Write out the full listing exactly as given, minus the images.

-=-=-=-=-

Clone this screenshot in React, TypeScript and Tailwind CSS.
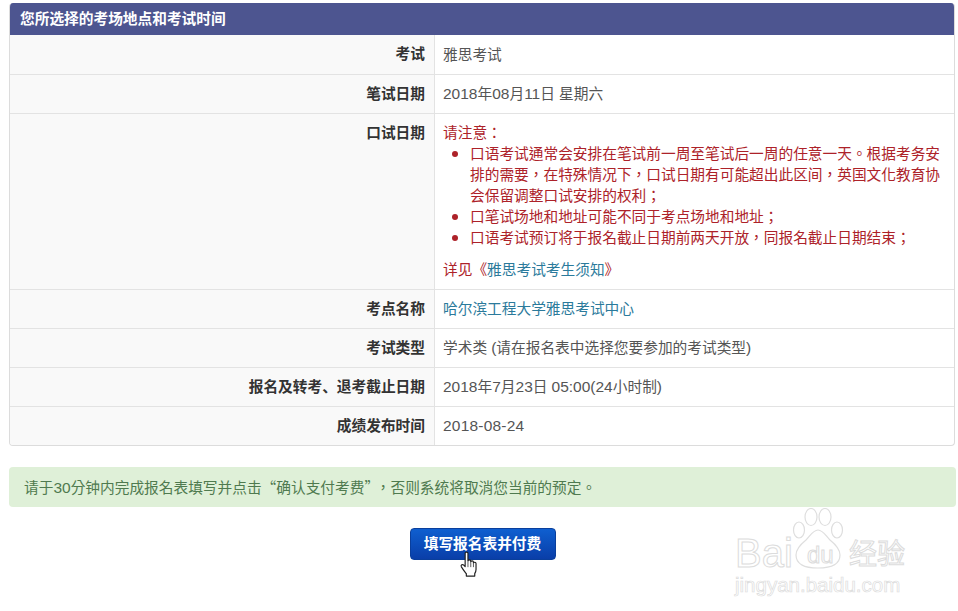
// digits and latin run wider than the CJK text in the reference
const L = ({ children }: { children: React.ReactNode }) => (
  <span className="font-['Liberation_Sans',sans-serif] text-[15.5px]">{children}</span>
);

const rows = [
  { label: '考试', value: <span className="pt-px">雅思考试</span> },
  {
    label: '笔试日期',
    value: (
      <span>
        <L>2018</L>年<L>08</L>月<L>11</L>日 星期六
      </span>
    ),
  },
];

const rowsAfter = [
  { label: '考点名称', value: <a className="text-[#2b7a9b]">哈尔滨工程大学雅思考试中心</a> },
  {
    label: '考试类型',
    value: (
      <span>
        学术类 <L>(</L>请在报名表中选择您要参加的考试类型<L>)</L>
      </span>
    ),
  },
  {
    label: '报名及转考、退考截止日期',
    value: (
      <span>
        <L>2018</L>年<L>7</L>月<L>23</L>日 <L>05:00(24</L>小时制<L>)</L>
      </span>
    ),
  },
  { label: '成绩发布时间', value: <span className="tracking-[0.2px]"><L>2018-08-24</L></span> },
];

const Row = ({ label, children, size = 'h-[39px]', last = false }: { label: string; children: React.ReactNode; size?: string; last?: boolean }) => (
  <div className={`flex ${size} ${last ? '' : 'border-b border-[#e3e3e3]'}`}>
    <div className="flex w-[425px] shrink-0 items-center justify-end border-r border-[#e3e3e3] bg-[#f9f9f9] pr-[9px] font-bold leading-[19px] text-[#333]">
      {label}
    </div>
    <div className="flex flex-1 items-center pl-[8px] pr-2 leading-[19px] text-[#555]">{children}</div>
  </div>
);

const HandCursor = () => (
  <svg width="22" height="28" viewBox="0 0 20 26" className="absolute left-[49px] top-[23px]">
    <path
      d="M5.5 2.2c0-1.6 2.6-1.6 2.6 0v7.2c.2-1.5 2.5-1.4 2.6.1v.6c.3-1.3 2.4-1.2 2.5.2v.8c.4-1 2.3-.9 2.4.5v5.6c0 1.6-.5 2.6-1.2 3.8v2.3H6.6v-2.2c-1.2-1.6-3-3.8-4.6-6.4-.9-1.6 1-2.8 2.2-1.6l1.3 1.4z"
      fill="#fff"
      stroke="#222"
      strokeWidth="1.1"
      strokeLinejoin="round"
    />
    <path d="M8.1 10v5M10.7 10.5V15M13.2 11.3V15" stroke="#444" strokeWidth="0.8" />
  </svg>
);

const Watermark = () => (
  <div className="absolute left-[735px] top-[508px] h-[92px] w-[172px] font-['Liberation_Sans',sans-serif]">
    <svg width="54" height="62" viewBox="0 0 54 62" className="absolute left-[56px] top-0" fill="#fff" stroke="#dedede" strokeWidth="1.2">
      <ellipse cx="8" cy="22" rx="5.5" ry="8" />
      <ellipse cx="20" cy="9" rx="6" ry="8.5" />
      <ellipse cx="34" cy="9" rx="6" ry="8.5" />
      <ellipse cx="46" cy="22" rx="5.5" ry="8" />
      <path d="M27 22c5 0 8 6 12 10 5 4 10 9 10 15 0 9-8 13-22 13S5 56 5 47c0-6 5-11 10-15 4-4 7-10 12-10z" />
    </svg>
    <span className="absolute left-0 top-[23px] text-[40px] leading-[44px] text-transparent [-webkit-text-stroke:1px_#dcdcdc]">Bai</span>
    <span className="absolute left-[72px] top-[33px] text-[24px] leading-[28px] text-transparent [-webkit-text-stroke:1px_#dcdcdc]">du</span>
    <span className="absolute left-[114px] top-[24px] whitespace-nowrap font-['Noto_Sans_CJK_SC',sans-serif] text-[28px] leading-[40px] text-transparent [-webkit-text-stroke:1px_#dcdcdc]">经验</span>
    <span className="absolute left-0 top-[64px] whitespace-nowrap text-[20.5px] leading-[26px] text-transparent [-webkit-text-stroke:0.7px_#dcdcdc]">jingyan.baidu.com</span>
  </div>
);

export default function App() {
  return (
    <div className="relative h-[611px] w-[958px] overflow-hidden bg-white pl-[9px] pr-[2px] pt-[3px] font-['Liberation_Sans','Noto_Sans_CJK_SC',sans-serif] text-[14.7px]">
      <div className="w-[946px] overflow-hidden rounded-[4px] border border-t-0 border-[#dcdcdc]">
        <div className="-mx-px h-[32px] bg-[#4d5590] pl-[11px] pt-[7px] font-bold leading-[18px] text-white">
          您所选择的考场地点和考试时间
        </div>
        {rows.map((r, i) => (
          <Row key={r.label} label={r.label} size={i === 0 ? 'h-[40px]' : 'h-[39px]'}>
            {r.value}
          </Row>
        ))}
        <div className="flex h-[176px] border-b border-[#e3e3e3]">
          <div className="w-[425px] shrink-0 border-r border-[#e3e3e3] bg-[#f9f9f9] pr-[9px] pt-[10px] text-right font-bold leading-[19px] text-[#333]">
            口试日期
          </div>
          <div className="flex-1 pl-[8px] pr-2 pt-[7px] font-['Noto_Sans_CJK_TC',sans-serif] leading-[21px] text-[#ad2229]">
            <p className="h-[21px]">请注意：</p>
            <ul className="list-disc pl-[27px]">
              <li>口语考试通常会安排在笔试前一周至笔试后一周的任意一天。根据考务安排的需要，在特殊情况下，口试日期有可能超出此区间，英国文化教育协会保留调整口试安排的权利；</li>
              <li>口笔试场地和地址可能不同于考点场地和地址；</li>
              <li>口语考试预订将于报名截止日期前两天开放，同报名截止日期结束；</li>
            </ul>
            <p className="mt-[11px]">
              详见《<a className="text-[#2b7a9b]">雅思考试考生须知</a>》
            </p>
          </div>
        </div>
        {rowsAfter.map((r, i) => {
          const last = i === rowsAfter.length - 1;
          return (
            <Row key={r.label} label={r.label} last={last} size={last ? 'h-[38px]' : 'h-[39px]'}>
              {r.value}
            </Row>
          );
        })}
      </div>

      <div className="mt-[21px] h-[40px] w-[947px] rounded-[4px] bg-[#dff0d8] pl-[15px] font-['Noto_Sans_CJK_TC',sans-serif] leading-[40px] text-[#4f7a4f]">
        请于<L>30</L>分钟内完成报名表填写并点击<span className="font-['Noto_Sans_CJK_SC',sans-serif]">“</span>确认支付考费<span className="font-['Noto_Sans_CJK_SC',sans-serif]">”</span><span className="ml-1">，</span>否则系统将取消您当前的预定。
      </div>

      <div className="mt-[21px] flex justify-center">
        <div className="relative">
          <button className="h-[32px] w-[146px] rounded-[4px] border border-[#0a3f9c] bg-gradient-to-b from-[#0f5fd0] to-[#0a3ea8] font-bold text-white">
            填写报名表并付费
          </button>
          <HandCursor />
        </div>
      </div>

      <Watermark />
    </div>
  );
}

-=-=-=-=-

* _Complete answer_
Clone this screenshot in React, TypeScript and Tailwind CSS.
// digits and latin run wider than the CJK text in the reference
const L = ({ children }: { children: React.ReactNode }) => (
  <span className="font-['Liberation_Sans',sans-serif] text-[15.5px]">{children}</span>
);

const rows = [
  { label: '考试', value: <span className="pt-px">雅思考试</span> },
  {
    label: '笔试日期',
    value: (
      <span>
        <L>2018</L>年<L>08</L>月<L>11</L>日 星期六
      </span>
    ),
  },
];

const rowsAfter = [
  { label: '考点名称', value: <a className="text-[#2b7a9b]">哈尔滨工程大学雅思考试中心</a> },
  {
    label: '考试类型',
    value: (
      <span>
        学术类 <L>(</L>请在报名表中选择您要参加的考试类型<L>)</L>
      </span>
    ),
  },
  {
    label: '报名及转考、退考截止日期',
    value: (
      <span>
        <L>2018</L>年<L>7</L>月<L>23</L>日 <L>05:00(24</L>小时制<L>)</L>
      </span>
    ),
  },
  { label: '成绩发布时间', value: <span className="tracking-[0.2px]"><L>2018-08-24</L></span> },
];

const Row = ({ label, children, size = 'h-[39px]', last = false }: { label: string; children: React.ReactNode; size?: string; last?: boolean }) => (
  <div className={`flex ${size} ${last ? '' : 'border-b border-[#e3e3e3]'}`}>
    <div className="flex w-[425px] shrink-0 items-center justify-end border-r border-[#e3e3e3] bg-[#f9f9f9] pr-[9px] font-bold leading-[19px] text-[#333]">
      {label}
    </div>
    <div className="flex flex-1 items-center pl-[8px] pr-2 leading-[19px] text-[#555]">{children}</div>
  </div>
);

const HandCursor = () => (
  <svg width="22" height="28" viewBox="0 0 20 26" className="absolute left-[49px] top-[23px]">
    <path
      d="M5.5 2.2c0-1.6 2.6-1.6 2.6 0v7.2c.2-1.5 2.5-1.4 2.6.1v.6c.3-1.3 2.4-1.2 2.5.2v.8c.4-1 2.3-.9 2.4.5v5.6c0 1.6-.5 2.6-1.2 3.8v2.3H6.6v-2.2c-1.2-1.6-3-3.8-4.6-6.4-.9-1.6 1-2.8 2.2-1.6l1.3 1.4z"
      fill="#fff"
      stroke="#222"
      strokeWidth="1.1"
      strokeLinejoin="round"
    />
    <path d="M8.1 10v5M10.7 10.5V15M13.2 11.3V15" stroke="#444" strokeWidth="0.8" />
  </svg>
);

const Watermark = () => (
  <div className="absolute left-[735px] top-[508px] h-[92px] w-[172px] font-['Liberation_Sans',sans-serif]">
    <svg width="54" height="62" viewBox="0 0 54 62" className="absolute left-[56px] top-0" fill="#fff" stroke="#dedede" strokeWidth="1.2">
      <ellipse cx="8" cy="22" rx="5.5" ry="8" />
      <ellipse cx="20" cy="9" rx="6" ry="8.5" />
      <ellipse cx="34" cy="9" rx="6" ry="8.5" />
      <ellipse cx="46" cy="22" rx="5.5" ry="8" />
      <path d="M27 22c5 0 8 6 12 10 5 4 10 9 10 15 0 9-8 13-22 13S5 56 5 47c0-6 5-11 10-15 4-4 7-10 12-10z" />
    </svg>
    <span className="absolute left-0 top-[23px] text-[40px] leading-[44px] text-transparent [-webkit-text-stroke:1px_#dcdcdc]">Bai</span>
    <span className="absolute left-[72px] top-[33px] text-[24px] leading-[28px] text-transparent [-webkit-text-stroke:1px_#dcdcdc]">du</span>
    <span className="absolute left-[114px] top-[24px] whitespace-nowrap font-['Noto_Sans_CJK_SC',sans-serif] text-[28px] leading-[40px] text-transparent [-webkit-text-stroke:1px_#dcdcdc]">经验</span>
    <span className="absolute left-0 top-[64px] whitespace-nowrap text-[20.5px] leading-[26px] text-transparent [-webkit-text-stroke:0.7px_#dcdcdc]">jingyan.baidu.com</span>
  </div>
);

export default function App() {
  return (
    <div className="relative h-[611px] w-[958px] overflow-hidden bg-white pl-[9px] pr-[2px] pt-[3px] font-['Liberation_Sans','Noto_Sans_CJK_SC',sans-serif] text-[14.7px]">
      <div className="w-[946px] overflow-hidden rounded-[4px] border border-t-0 border-[#dcdcdc]">
        <div className="-mx-px h-[32px] bg-[#4d5590] pl-[11px] pt-[7px] font-bold leading-[18px] text-white">
          您所选择的考场地点和考试时间
        </div>
        {rows.map((r, i) => (
          <Row key={r.label} label={r.label} size={i === 0 ? 'h-[40px]' : 'h-[39px]'}>
            {r.value}
          </Row>
        ))}
        <div className="flex h-[176px] border-b border-[#e3e3e3]">
          <div className="w-[425px] shrink-0 border-r border-[#e3e3e3] bg-[#f9f9f9] pr-[9px] pt-[10px] text-right font-bold leading-[19px] text-[#333]">
            口试日期
          </div>
          <div className="flex-1 pl-[8px] pr-2 pt-[7px] font-['Noto_Sans_CJK_TC',sans-serif] leading-[21px] text-[#ad2229]">
            <p className="h-[21px]">请注意：</p>
            <ul className="list-disc pl-[27px]">
              <li>口语考试通常会安排在笔试前一周至笔试后一周的任意一天。根据考务安排的需要，在特殊情况下，口试日期有可能超出此区间，英国文化教育协会保留调整口试安排的权利；</li>
              <li>口笔试场地和地址可能不同于考点场地和地址；</li>
              <li>口语考试预订将于报名截止日期前两天开放，同报名截止日期结束；</li>
            </ul>
            <p className="mt-[11px]">
              详见《<a className="text-[#2b7a9b]">雅思考试考生须知</a>》
            </p>
          </div>
        </div>
        {rowsAfter.map((r, i) => {
          const last = i === rowsAfter.length - 1;
          return (
            <Row key={r.label} label={r.label} last={last} size={last ? 'h-[38px]' : 'h-[39px]'}>
              {r.value}
            </Row>
          );
        })}
      </div>

      <div className="mt-[21px] h-[40px] w-[947px] rounded-[4px] bg-[#dff0d8] pl-[15px] font-['Noto_Sans_CJK_TC',sans-serif] leading-[40px] text-[#4f7a4f]">
        请于<L>30</L>分钟内完成报名表填写并点击<span className="font-['Noto_Sans_CJK_SC',sans-serif]">“</span>确认支付考费<span className="font-['Noto_Sans_CJK_SC',sans-serif]">”</span><span className="ml-1">，</span>否则系统将取消您当前的预定。
      </div>

      <div className="mt-[21px] flex justify-center">
        <div className="relative">
          <button className="h-[32px] w-[146px] rounded-[4px] border border-[#0a3f9c] bg-gradient-to-b from-[#0f5fd0] to-[#0a3ea8] font-bold text-white">
            填写报名表并付费
          </button>
          <HandCursor />
        </div>
      </div>

      <Watermark />
    </div>
  );
}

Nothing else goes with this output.